For the month of August, we are highlighting Ariel Radtke as our Humane Hero of the month.
Ariel was nominated for her extensive volunteer and sponsorship work that she does with shelter animals.
About Ariel Radtke
Ariel is from Macomb, MI. She’s currently working as a Realtor with Keller Williams Platinum.
Ariel has a special thing she does when she’s able to close a home. “Every time I close a home, I sponsor an animal at the HSOM,” Ariel said.
She owns several pets including: a Ball Python, two cats, and three dogs. She has had one of her dogs (Marley) for as long as 8 years and one of her cats (Enzo) for as long as 7 years.

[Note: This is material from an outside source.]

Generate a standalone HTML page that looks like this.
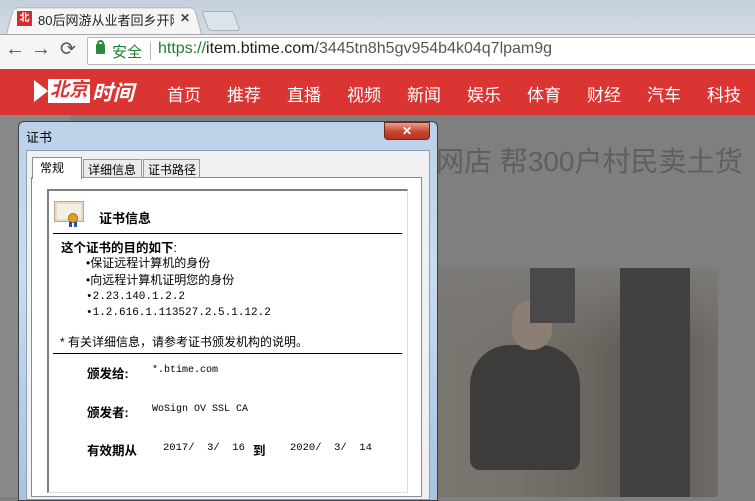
<!DOCTYPE html>
<html><head><meta charset="utf-8"><style>
*{margin:0;padding:0;box-sizing:border-box}
body{width:755px;height:497px;overflow:hidden;position:relative;background:#7f7f7f;font-family:"Liberation Sans","Noto Sans CJK SC",sans-serif}
.abs{position:absolute}
.mono{font-family:"Liberation Mono","Noto Sans CJK SC",monospace}
.ln{position:absolute;left:0;white-space:nowrap;line-height:14px}
</style></head><body>
<!-- tab strip -->
<div class="abs" style="left:0;top:0;width:755px;height:34px;background:linear-gradient(#c4cfdc,#d3dce6)"></div>
<div class="abs" style="left:6px;top:5px;width:196px;height:29px;background:#f5f5f5;border:1px solid #a8b0b8;border-bottom:none;border-radius:5px 5px 0 0;transform:perspective(50px) rotateX(8deg);transform-origin:bottom"></div>
<div class="abs" style="left:17px;top:11px;width:15px;height:15px;background:#d42b2b;color:#fff;font-size:10px;line-height:15px;text-align:center;font-weight:bold">北</div>
<div class="abs" style="left:38px;top:10px;width:136px;overflow:hidden;font-size:13px;color:#222;white-space:nowrap">80后网游从业者回乡开网</div>
<div class="abs" style="left:180px;top:11px;font-size:12px;color:#444;font-weight:bold">✕</div>
<div class="abs" style="left:205px;top:11px;width:32px;height:20px;background:#dde3ea;border:1px solid #a8b0b8;border-radius:3px;transform:skewX(20deg)"></div>
<!-- toolbar -->
<div class="abs" style="left:0;top:34px;width:755px;height:35px;background:#f5f5f5;border-top:1px solid #a8a8a8"></div>
<div class="abs" style="left:5px;top:38px;font-size:20px;color:#555">←</div>
<div class="abs" style="left:31px;top:38px;font-size:20px;color:#555">→</div>
<div class="abs" style="left:60px;top:38px;font-size:19px;color:#555">⟳</div>
<div class="abs" style="left:87px;top:37px;width:670px;height:28px;background:#fff;border:1px solid #b8b8b8;border-radius:2px"></div>
<div class="abs" style="left:96px;top:44px;width:9px;height:10px;background:#2a8a3a;border-radius:1px"></div>
<div class="abs" style="left:97px;top:40px;width:7px;height:7px;border:2px solid #2a8a3a;border-bottom:none;border-radius:4px 4px 0 0"></div>
<div class="abs" style="left:112px;top:41px;font-size:15px;color:#1e7e34">安全</div>
<div class="abs" style="left:150px;top:42px;width:1px;height:18px;background:#bbb"></div>
<div class="abs" style="left:158px;top:40px;font-size:16px;color:#555;white-space:nowrap"><span style="color:#1e7e34">https://</span><span style="color:#222">item.btime.com</span>/3445tn8h5gv954b4k04q7lpam9g</div>
<!-- red nav -->
<div class="abs" style="left:0;top:69px;width:755px;height:46px;background:#da3433"></div>
<div class="abs" style="left:34px;top:80px;width:0;height:0;border-left:14px solid #fff;border-top:11px solid transparent;border-bottom:11px solid transparent"></div>
<div class="abs" style="left:48px;top:79px;width:42px;height:24px;background:#fff;color:#da3433;font-size:19px;font-weight:bold;line-height:24px;text-align:center;font-style:italic">北京</div>
<div class="abs" style="left:92px;top:77px;color:#fff;font-size:21px;font-weight:bold;font-style:italic">时间</div>
<div class="abs" style="left:167px;top:81px;color:#fff;font-size:17px;white-space:nowrap">
<span style="position:absolute;left:0">首页</span><span style="position:absolute;left:60px">推荐</span><span style="position:absolute;left:120px">直播</span><span style="position:absolute;left:180px">视频</span><span style="position:absolute;left:240px">新闻</span><span style="position:absolute;left:300px">娱乐</span><span style="position:absolute;left:360px">体育</span><span style="position:absolute;left:420px">财经</span><span style="position:absolute;left:480px">汽车</span><span style="position:absolute;left:540px">科技</span></div>
<div class="abs" style="left:0;top:115px;width:755px;height:382px;background:#7f7f7f"></div>
<div class="abs" style="left:0;top:115px;width:70px;height:382px;background:#888"></div>
<!-- page title behind -->
<div class="abs" style="left:408px;top:140px;font-size:28px;color:#5f5f5f;white-space:nowrap">卖网店 帮300户村民卖土货</div>
<!-- photo -->
<div class="abs" style="left:437px;top:268px;width:281px;height:229px;background:linear-gradient(90deg,#7a7670 0%,#75716b 30%,#6a665f 55%,#5a5753 75%,#6f6b66 100%)"></div>
<div class="abs" style="left:437px;top:268px;width:281px;height:80px;background:linear-gradient(#7c7a78,transparent)"></div>
<div class="abs" style="left:470px;top:345px;width:110px;height:125px;background:#3e3c3a;border-radius:40px 40px 10px 10px"></div>
<div class="abs" style="left:512px;top:300px;width:40px;height:50px;background:#8a7f72;border-radius:20px"></div>
<div class="abs" style="left:620px;top:268px;width:70px;height:229px;background:#43413f"></div>
<div class="abs" style="left:530px;top:268px;width:45px;height:55px;background:#4a484a"></div>
<!-- dialog -->
<div class="abs" style="left:18px;top:121px;width:420px;height:380px;background:linear-gradient(#bcd0e8,#c9dbef 40%,#a9c3e2);border:1px solid #3a3f48;border-radius:6px 6px 0 0"></div>
<div class="abs" style="left:26px;top:127px;font-size:13px;color:#000">证书</div>
<div class="abs" style="left:384px;top:122px;width:46px;height:18px;background:linear-gradient(#e8a090,#c8452f 55%,#b8331f);border:1px solid #6a2a20;border-radius:0 0 4px 4px;color:#fff;font-size:12px;font-weight:bold;text-align:center;line-height:16px">✕</div>
<div class="abs" style="left:26px;top:150px;width:404px;height:350px;background:#f0f0f0;border:1px solid #8ba0b8"></div>
<div class="abs" style="left:31px;top:177px;width:391px;height:320px;background:#fff;border:1px solid #898c95"></div>
<div class="abs" style="left:32px;top:157px;width:50px;height:22px;background:#fff;border:1px solid #898c95;border-bottom:none"></div>
<div class="abs" style="left:40px;top:159px;font-size:12px">常规</div>
<div class="abs" style="left:83px;top:159px;width:59px;height:19px;background:#ebebeb;border:1px solid #999"></div>
<div class="abs" style="left:88px;top:161px;font-size:12px">详细信息</div>
<div class="abs" style="left:143px;top:159px;width:57px;height:19px;background:#ebebeb;border:1px solid #999"></div>
<div class="abs" style="left:148px;top:161px;font-size:12px">证书路径</div>
<div class="abs" style="left:47px;top:189px;width:361px;height:304px;background:#fff;border-left:2px solid #808080;border-top:2px solid #808080;border-right:1px solid #ddd;border-bottom:1px solid #ddd"></div>
<!-- cert icon -->
<div class="abs" style="left:54px;top:201px;width:30px;height:21px;background:#f4efe0;border:1px solid #b8a888;box-shadow:inset 0 0 0 2px #e6dcc4"></div>
<div class="abs" style="left:68px;top:213px;width:10px;height:10px;background:#e0a020;border-radius:50%;border:1px solid #a07010"></div>
<div class="abs" style="left:69px;top:222px;width:3px;height:5px;background:#2050b0"></div>
<div class="abs" style="left:74px;top:222px;width:3px;height:5px;background:#2050b0"></div>
<div class="abs" style="left:99px;top:208px;font-size:13px;font-weight:bold">证书信息</div>
<div class="abs" style="left:53px;top:233px;width:349px;height:1px;background:#000"></div>
<div class="abs" style="left:61px;top:237px;font-size:12.5px;font-weight:bold">这个证书的目的如下<span style="font-weight:normal">:</span></div>
<div class="abs" style="left:86px;top:256px;width:300px;height:70px;font-size:12px">
<div class="ln" style="top:0">•保证远程计算机的身份</div><div class="ln" style="top:17px">•向远程计算机证明您的身份</div><div class="ln mono" style="top:34px;font-size:11px">•2.23.140.1.2.2</div><div class="ln mono" style="top:50px;font-size:11px">•1.2.616.1.113527.2.5.1.12.2</div></div>
<div class="abs" style="left:60px;top:333px;font-size:12px">* 有关详细信息，请参考证书颁发机构的说明。</div>
<div class="abs" style="left:53px;top:353px;width:349px;height:1px;background:#000"></div>
<div class="abs" style="left:87px;top:363px;font-size:12.5px;font-weight:bold">颁发给:</div>
<div class="abs mono" style="left:152px;top:365px;font-size:10px">*.btime.com</div>
<div class="abs" style="left:87px;top:402px;font-size:12.5px;font-weight:bold">颁发者:</div>
<div class="abs mono" style="left:152px;top:404px;font-size:10px">WoSign OV SSL CA</div>
<div class="abs" style="left:87px;top:440px;font-size:12.5px;font-weight:bold">有效期从</div>
<div class="abs mono" style="left:163px;top:442px;font-size:10.5px;white-space:pre">2017/  3/  16</div>
<div class="abs" style="left:253px;top:440px;font-size:12.5px;font-weight:bold">到</div>
<div class="abs mono" style="left:290px;top:442px;font-size:10.5px;white-space:pre">2020/  3/  14</div>
</body></html>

How Ariel Got Started Helping Animals
When asked about how she got started helping animals, Ariel said, “I’ve always had a love for animals and in 2013, my family adopted a Pitbull puppy named Milo.”
Milo helped her to learn how to care for animals. “I was at the age where I could help train him and really understand the care that goes into taking care of an animal,” Ariel said.
From there, she started learning and volunteering at shelters near her college every week.
“I started to educate people on bully breeds and how amazing they can be,” Ariel said.
Interest in Helping Animals
Ariel developed an interest in animals after helping bully breeds have a voice and other animals in the shelter. She developed a passion to show people how amazing these dogs can be.
“The amount of cats and dogs that are in shelters and don’t get out is devastating. If I can make that animals day a little brighter, then I feel like I made a small change in their life,” Ariel said.
She didn’t stop there. Ariel also started educating people on what force free, fear free positive reinforcement training is and how beneficial it is.
She’s even super passionate about mental health in shelter dogs and educating people on that.
As of today, she has been helping animals for 8 years and she’s still volunteering. She has been volunteering with the Humane Society of Macomb.
“ I love helping with shelter school, I sit on the board for Teachers Pet, and love helping teach positive reinforcement dog training,” Ariel said.
At one point, she did an internship through Leader Dogs for the Blind in college working in their puppy prison program.
When Ariel has time, she also loves traveling to the largest no-kill shelter in the country: Best Friends Animal Sanctuary in Utah to volunteer with them.
Ariel also just recently started fostering kittens too!
Ariel has quite a few goals in mind, but she would like to get more involved with the criminal justice system with inmates and shelter dogs.
“My degree is in Criminal Justice and I have worked in prisons around Michigan and job shadowed a rescue that is based in a jail,” Ariel said. During that time, Ariel said the inmates there took care of the shelter dogs 24/7.
At one point, Ariel also helped Teachers Pet start a program over at Oakland Animal Shelter where she helped teach the trustees about dog training and educated them on dog body language and more.
She would love to get a program started at a local prison where she can blend these two worlds together.
When asked about her biggest accomplishment, Ariel said, “My biggest accomplishment I think was helping to start a trustee/volunteer program at Oakland.” This same program has now been brought to the Humane Society of Macomb as well.
She considers this to be a big accomplishment because the more people she can help reach with education and training, the better off the shelter dogs will be and hopefully they will get adopted quicker.
“It makes me so proud and excited to see others get excited for the little moments these dogs have. At the end of the day, we just want the dogs to get into good homes, and by teaching people about bite safety, body language, positive reinforcement, and enrichment, these dogs have a huge chance at getting adopted,” Ariel said.
Ariel’s Most Memorable Moment
“Glenda was the dog that changed my life here,” Ariel said.
At the Humane Society of Macomb, Glenda was the first dog she got a chance to work with that truly challenged her. Glenda made her want to be a better dog trainer and an even better advocate for dogs with mental health issues.
Glenda was Ariel’s dog she worked with while in shelter school. “She honestly is one the dogs that I’ll remember forever,” Ariel said.
In the future, Ariel wants to keep closing homes, so she can keep sponsoring more animals.
“I want to keep advocating for these animals,” Ariel said.
Right now, she is focused on continuing to make Teachers Pet training and shelter schools even better.